Task:
Transcribe the material word for word, but without the images.

* Start Material *

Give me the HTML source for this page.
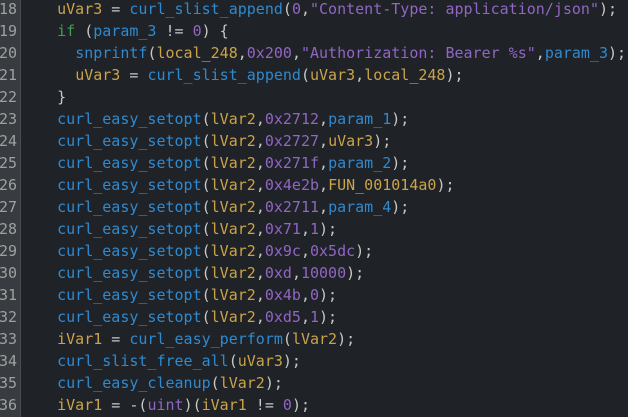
<!DOCTYPE html>
<html><head><meta charset="utf-8"><style>
body{margin:0;width:628px;height:417px;overflow:hidden;background:#1f2226;}
.g{position:absolute;left:0;top:0;width:20px;height:417px;background:#383b40;border-right:1px solid #4a4d52;}
.c{position:absolute;left:0;top:-2px;font:15px/22px "DejaVu Sans Mono","Liberation Mono",monospace;color:#c8c8c8;white-space:pre;}
.n{display:inline-block;width:17px;text-align:right;color:#a0a0a0;margin-right:4px;overflow:visible;direction:rtl}
.y{color:#cba44a}.b{color:#2f8ad0}.p{color:#9166c4}.k{color:#3ea24a}
</style></head><body><div class="g"></div><div class="c"><span class="n">18</span>    <span class="y">uVar3</span> = <span class="b">curl_slist_append</span>(<span class="p">0</span>,<span class="p">"Content-Type: application/json"</span>);
<span class="n">19</span>    <span class="k">if</span> (<span class="b">param_3</span> != <span class="p">0</span>) {
<span class="n">20</span>      <span class="b">snprintf</span>(<span class="y">local_248</span>,<span class="p">0x200</span>,<span class="p">"Authorization: Bearer %s"</span>,<span class="b">param_3</span>);
<span class="n">21</span>      <span class="y">uVar3</span> = <span class="b">curl_slist_append</span>(<span class="y">uVar3</span>,<span class="y">local_248</span>);
<span class="n">22</span>    }
<span class="n">23</span>    <span class="b">curl_easy_setopt</span>(<span class="y">lVar2</span>,<span class="p">0x2712</span>,<span class="b">param_1</span>);
<span class="n">24</span>    <span class="b">curl_easy_setopt</span>(<span class="y">lVar2</span>,<span class="p">0x2727</span>,<span class="y">uVar3</span>);
<span class="n">25</span>    <span class="b">curl_easy_setopt</span>(<span class="y">lVar2</span>,<span class="p">0x271f</span>,<span class="b">param_2</span>);
<span class="n">26</span>    <span class="b">curl_easy_setopt</span>(<span class="y">lVar2</span>,<span class="p">0x4e2b</span>,<span class="y">FUN_001014a0</span>);
<span class="n">27</span>    <span class="b">curl_easy_setopt</span>(<span class="y">lVar2</span>,<span class="p">0x2711</span>,<span class="b">param_4</span>);
<span class="n">28</span>    <span class="b">curl_easy_setopt</span>(<span class="y">lVar2</span>,<span class="p">0x71</span>,<span class="p">1</span>);
<span class="n">29</span>    <span class="b">curl_easy_setopt</span>(<span class="y">lVar2</span>,<span class="p">0x9c</span>,<span class="p">0x5dc</span>);
<span class="n">30</span>    <span class="b">curl_easy_setopt</span>(<span class="y">lVar2</span>,<span class="p">0xd</span>,<span class="p">10000</span>);
<span class="n">31</span>    <span class="b">curl_easy_setopt</span>(<span class="y">lVar2</span>,<span class="p">0x4b</span>,<span class="p">0</span>);
<span class="n">32</span>    <span class="b">curl_easy_setopt</span>(<span class="y">lVar2</span>,<span class="p">0xd5</span>,<span class="p">1</span>);
<span class="n">33</span>    <span class="y">iVar1</span> = <span class="b">curl_easy_perform</span>(<span class="y">lVar2</span>);
<span class="n">34</span>    <span class="b">curl_slist_free_all</span>(<span class="y">uVar3</span>);
<span class="n">35</span>    <span class="b">curl_easy_cleanup</span>(<span class="y">lVar2</span>);
<span class="n">36</span>    <span class="y">iVar1</span> = -(<span class="p">uint</span>)(<span class="y">iVar1</span> != <span class="p">0</span>);</div></body></html>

* End Material *

Task answer:
Give me the HTML source for this page.
<!DOCTYPE html>
<html><head><meta charset="utf-8"><style>
body{margin:0;width:628px;height:417px;overflow:hidden;background:#1f2226;}
.g{position:absolute;left:0;top:0;width:20px;height:417px;background:#383b40;border-right:1px solid #4a4d52;}
.c{position:absolute;left:0;top:-2px;font:15px/22px "DejaVu Sans Mono","Liberation Mono",monospace;color:#c8c8c8;white-space:pre;}
.n{display:inline-block;width:17px;text-align:right;color:#a0a0a0;margin-right:4px;overflow:visible;direction:rtl}
.y{color:#cba44a}.b{color:#2f8ad0}.p{color:#9166c4}.k{color:#3ea24a}
</style></head><body><div class="g"></div><div class="c"><span class="n">18</span>    <span class="y">uVar3</span> = <span class="b">curl_slist_append</span>(<span class="p">0</span>,<span class="p">"Content-Type: application/json"</span>);
<span class="n">19</span>    <span class="k">if</span> (<span class="b">param_3</span> != <span class="p">0</span>) {
<span class="n">20</span>      <span class="b">snprintf</span>(<span class="y">local_248</span>,<span class="p">0x200</span>,<span class="p">"Authorization: Bearer %s"</span>,<span class="b">param_3</span>);
<span class="n">21</span>      <span class="y">uVar3</span> = <span class="b">curl_slist_append</span>(<span class="y">uVar3</span>,<span class="y">local_248</span>);
<span class="n">22</span>    }
<span class="n">23</span>    <span class="b">curl_easy_setopt</span>(<span class="y">lVar2</span>,<span class="p">0x2712</span>,<span class="b">param_1</span>);
<span class="n">24</span>    <span class="b">curl_easy_setopt</span>(<span class="y">lVar2</span>,<span class="p">0x2727</span>,<span class="y">uVar3</span>);
<span class="n">25</span>    <span class="b">curl_easy_setopt</span>(<span class="y">lVar2</span>,<span class="p">0x271f</span>,<span class="b">param_2</span>);
<span class="n">26</span>    <span class="b">curl_easy_setopt</span>(<span class="y">lVar2</span>,<span class="p">0x4e2b</span>,<span class="y">FUN_001014a0</span>);
<span class="n">27</span>    <span class="b">curl_easy_setopt</span>(<span class="y">lVar2</span>,<span class="p">0x2711</span>,<span class="b">param_4</span>);
<span class="n">28</span>    <span class="b">curl_easy_setopt</span>(<span class="y">lVar2</span>,<span class="p">0x71</span>,<span class="p">1</span>);
<span class="n">29</span>    <span class="b">curl_easy_setopt</span>(<span class="y">lVar2</span>,<span class="p">0x9c</span>,<span class="p">0x5dc</span>);
<span class="n">30</span>    <span class="b">curl_easy_setopt</span>(<span class="y">lVar2</span>,<span class="p">0xd</span>,<span class="p">10000</span>);
<span class="n">31</span>    <span class="b">curl_easy_setopt</span>(<span class="y">lVar2</span>,<span class="p">0x4b</span>,<span class="p">0</span>);
<span class="n">32</span>    <span class="b">curl_easy_setopt</span>(<span class="y">lVar2</span>,<span class="p">0xd5</span>,<span class="p">1</span>);
<span class="n">33</span>    <span class="y">iVar1</span> = <span class="b">curl_easy_perform</span>(<span class="y">lVar2</span>);
<span class="n">34</span>    <span class="b">curl_slist_free_all</span>(<span class="y">uVar3</span>);
<span class="n">35</span>    <span class="b">curl_easy_cleanup</span>(<span class="y">lVar2</span>);
<span class="n">36</span>    <span class="y">iVar1</span> = -(<span class="p">uint</span>)(<span class="y">iVar1</span> != <span class="p">0</span>);</div></body></html>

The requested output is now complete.